Scientific classification
- Kingdom: Plantae
- Clade: Tracheophytes
- Clade: Angiosperms
- Clade: Eudicots
- Clade: Asterids
- Order: Ericales
- Family: Ericaceae
- Genus: Gaylussacia
- Species: G. tomentosa
- Binomial name: Gaylussacia tomentosa (A.Gray) Pursh ex Small 1897
- Synonyms: Gaylussacia frondosa var. tomentosa A.Gray 1878; Decachaena tomentosa (Pursh ex A.Gray) Small; Decamerium tomentosum (Pursh) Ashe; Vaccinium tomentosum Pursh ex A.Gray;

= Gaylussacia tomentosa =

- Genus: Gaylussacia
- Species: tomentosa
- Authority: (A.Gray) Pursh ex Small 1897
- Synonyms: Gaylussacia frondosa var. tomentosa A.Gray 1878, Decachaena tomentosa (Pursh ex A.Gray) Small, Decamerium tomentosum (Pursh) Ashe, Vaccinium tomentosum Pursh ex A.Gray

Berry and plant

Gaylussacia tomentosa, commonly known as the hairy dangleberry or hairytwig huckleberry, is a plant species native to the coastal plains of the southeastern United States (Alabama, Georgia, Florida, the Carolinas).

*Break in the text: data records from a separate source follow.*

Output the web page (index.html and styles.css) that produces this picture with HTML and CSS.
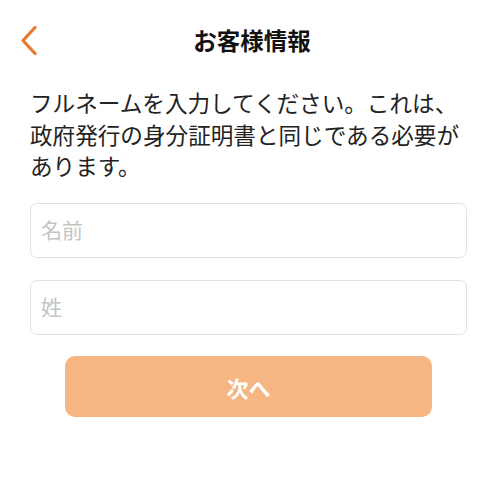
FILE: index.html
```html
<!DOCTYPE html>
<html lang="ja">
<head>
<meta charset="utf-8">
<title>お客様情報</title>
<link rel="stylesheet" href="styles.css">
</head>
<body>
<div class="screen">
  <header class="nav">
    <div class="nav-left">
      <svg class="back" width="18" height="30" viewBox="0 0 18 30" aria-hidden="true">
        <path d="M14 1.5 L2 14.5 L14 27.5" fill="none" stroke="#e8792f" stroke-width="3.2" stroke-linecap="round" stroke-linejoin="round"/>
      </svg>
    </div>
    <h1 class="title">お客様情報</h1>
    <div class="nav-right"></div>
  </header>
  <main class="content">
    <p class="lead">フルネームを入力してください。これは、政府発行の身分証明書と同じである必要があります。</p>
    <div class="field"><input class="input" type="text" placeholder="名前"></div>
    <div class="field"><input class="input" type="text" placeholder="姓"></div>
    <div class="actions"><button class="next" type="button">次へ</button></div>
  </main>
</div>
</body>
</html>
```

FILE: styles.css
```css
* { box-sizing: border-box; }
html, body { margin: 0; padding: 0; background: #ffffff; }
body {
  font-family: "Noto Sans CJK JP", "Noto Sans", sans-serif;
  color: #1e1e1e;
}
.screen { width: 501px; height: 495px; }
.nav {
  height: 82px;
  display: grid;
  grid-template-columns: 1fr auto 1fr;
  align-items: center;
}
.nav-left { padding-left: 21px; display: flex; align-items: center; }
.back { display: block; }
.title {
  margin: 0;
  font-size: 23.5px;
  font-weight: 700;
  color: #111111;
  line-height: 1;
  padding-left: 3px;
}
.content {
  margin-left: 30px;
  width: 437px;
  display: flex;
  flex-direction: column;
  gap: 21.5px;
}
.lead {
  margin: 5px 0 0 0;
  font-size: 22.6px;
  line-height: 31.5px;
  color: #222222;
}
.field { display: flex; }
.input {
  width: 100%;
  height: 55px;
  border: 1px solid #e2e2e2;
  border-radius: 7px;
  padding: 0 10px 3px;
  font-family: "Noto Sans CJK JP", "Noto Sans", sans-serif;
  font-size: 21px;
  color: #222222;
  background: #ffffff;
  outline: none;
}
.input::placeholder { color: #c4c4c4; }
.actions { display: flex; justify-content: center; }
.next {
  width: 367px;
  height: 61px;
  border: none;
  border-radius: 10px;
  background: #f6b684;
  color: #ffffff;
  font-family: "Noto Sans CJK JP", "Noto Sans", sans-serif;
  font-size: 22px;
  font-weight: 700;
  padding: 0;
}
```
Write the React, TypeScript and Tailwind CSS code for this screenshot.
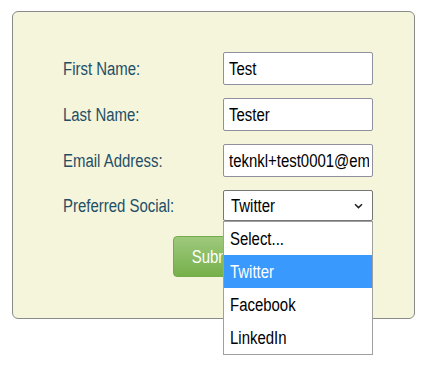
import type { ReactNode } from 'react';

const fields = [
  { label: 'First Name:', value: 'Test' },
  { label: 'Last Name:', value: 'Tester' },
  { label: 'Email Address:', value: 'teknkl+test0001@email.com' },
];

const options = ['Select...', 'Twitter', 'Facebook', 'LinkedIn'];

// Arial Narrow is not installed, so squeeze Liberation Sans to its width
function Narrow({ children, center }: { children: ReactNode; center?: boolean }) {
  return (
    <span className={`inline-block whitespace-nowrap scale-x-[0.83] ${center ? 'origin-center' : 'origin-left'}`}>
      {children}
    </span>
  );
}

export default function App() {
  return (
    <div className="w-[429px] h-[374px] bg-white pt-[11px] pl-[12px] font-['Liberation_Sans',Arial,sans-serif] text-[18px] leading-none">
      <form className="w-[403px] h-[308px] bg-[#f5f5dc] border border-[#8a8a8a] rounded-[6px] pt-[40px] pl-[50px]">
        <div className="flex flex-col gap-[13px]">
          {fields.map((f) => (
            <div key={f.label} className="flex items-center">
              <label className="w-[160px] text-[#1e4f66]">
                <Narrow>{f.label}</Narrow>
              </label>
              <div className="w-[150px] h-[33px] bg-white border border-[#8f8f9d] rounded-[2px] pl-[5px] pr-[3px] flex items-center text-black">
                <div className="w-full overflow-hidden">
                  <Narrow>{f.value}</Narrow>
                </div>
              </div>
            </div>
          ))}
          <div className="flex items-center">
            <label className="w-[160px] text-[#1e4f66]">
              <Narrow>Preferred Social:</Narrow>
            </label>
            <div className="relative">
              <div className="w-[150px] h-[31px] bg-white border border-[#767676] rounded-[2px] pl-[7px] pr-[9px] flex items-center justify-between text-black">
                <Narrow>Twitter</Narrow>
                <svg width="9" height="6" viewBox="0 0 9 6" className="mt-[1px]">
                  <path d="M1 1.2 L4.5 4.6 L8 1.2" fill="none" stroke="#222" strokeWidth="1.5" />
                </svg>
              </div>
              <ul className="absolute left-0 top-[31px] z-10 w-[150px] bg-white border border-[#a0a0a0] text-black">
                {options.map((o) => (
                  <li
                    key={o}
                    className={`h-[33px] flex items-center pl-[6px] ${o === 'Twitter' ? 'bg-[#3999fd] text-white' : ''}`}
                  >
                    <Narrow>{o}</Narrow>
                  </li>
                ))}
              </ul>
            </div>
          </div>
        </div>
        <div className="flex mt-[15px] pl-[110px]">
          <button
            type="button"
            className="w-[84px] h-[41px] rounded-[4px] bg-gradient-to-b from-[#9dc97c] to-[#77b04a] border border-[#76ab4c] text-white"
          >
            <Narrow center>Submit</Narrow>
          </button>
        </div>
      </form>
    </div>
  );
}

Asa Gray described this species as Vaccinium tomentosum in 1878. It was given its current name in 1897.

Gaylussacia tomentosa is a shrub up to 200 cm (80 inches) tall, spreading by means of underground rhizomes hence sometimes forming huge colonies. Leaves are dull green or yellow-green on the upper surface, pale green and waxy on the underside. Flowers are in dangling groups of 2–4, greenish-white. Fruits are dark blue or occasionally white, sweet and juicy.

G. tomentosa has been found to inhabit habitat types such as sandhills, pine flatwoods, and xeric coastal fringe sandhills. It has shown preference for both dry and moist loamy sands.